Guest Essayist: Gary Porter

Amending the Constitution Without Amending the Constitution

Article V of the United States Constitution describes that the only lawful methods, of amendment, are by its keepers, the American people. While that may have been the Framers’ intent, an unlawful method of amending the Constitution, through judicial activism, for example, usurps the legislative process of the American people when the courts are used as a legislature. Black’s Law Dictionary defines “judicial activism” as a “philosophy of judicial decision-making whereby judges allow their personal views about public policy, among other factors, to guide their decisions.”[1]
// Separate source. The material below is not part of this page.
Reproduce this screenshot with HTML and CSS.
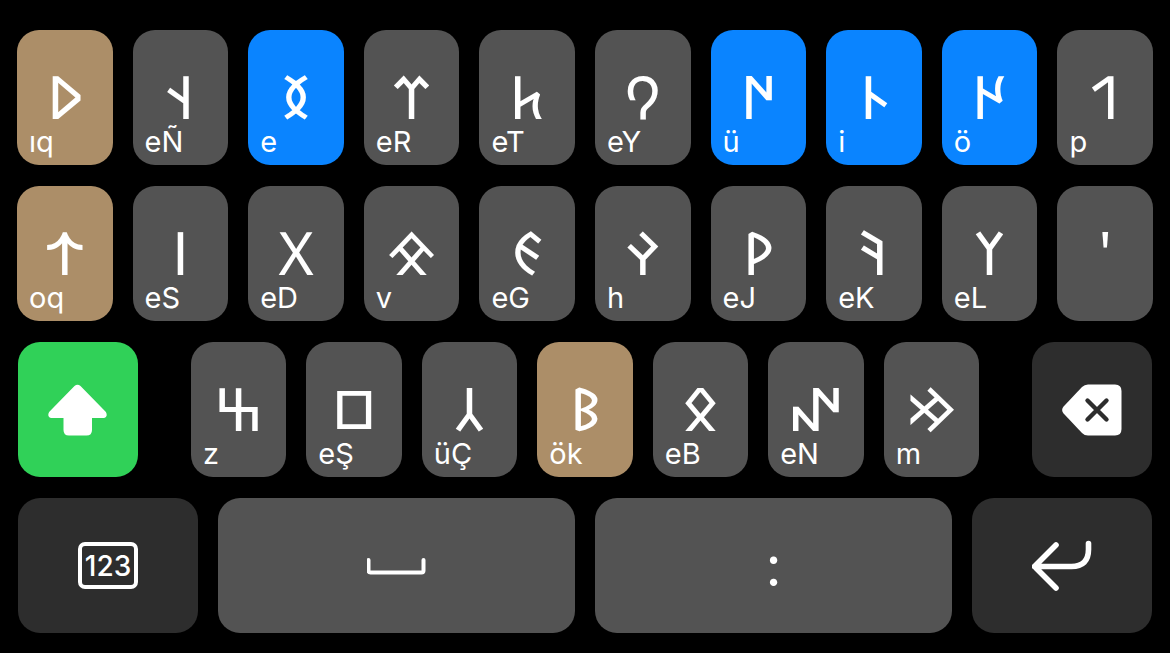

When the Supreme Court renders an opinion about a constitutional provision, that opinion–it is called an “opinion” and not a “law”–has traditionally assumed the status of the Constitution itself; since the Constitution is the Supreme Law of the Land (see Article VI), the American people and the federal government have given federal court opinions the same status: the law of the land. Nothing in the U.S. Constitution requires this, but that is the way America has operated as a people since the Constitution was ratified. Many distinguished men over the years have warned against this approach:

Thomas Jefferson: “[T]o consider the judges the ultimate arbiters of all constitutional questions [is] a very dangerous doctrine indeed and one which would place us under the despotism of an oligarchy.

Andrew Jackson: “The opinion of the judges has no more authority over Congress than the opinion of Congress has over the judges.”

Abraham Lincoln: “[I]f the policy of the government upon vital questions affecting the whole people is to be irrevocably fixed by decisions of the Supreme Court…the people will have ceased to be their own rulers, having to that extent practically resigned their Government into the hands of that eminent tribunal.”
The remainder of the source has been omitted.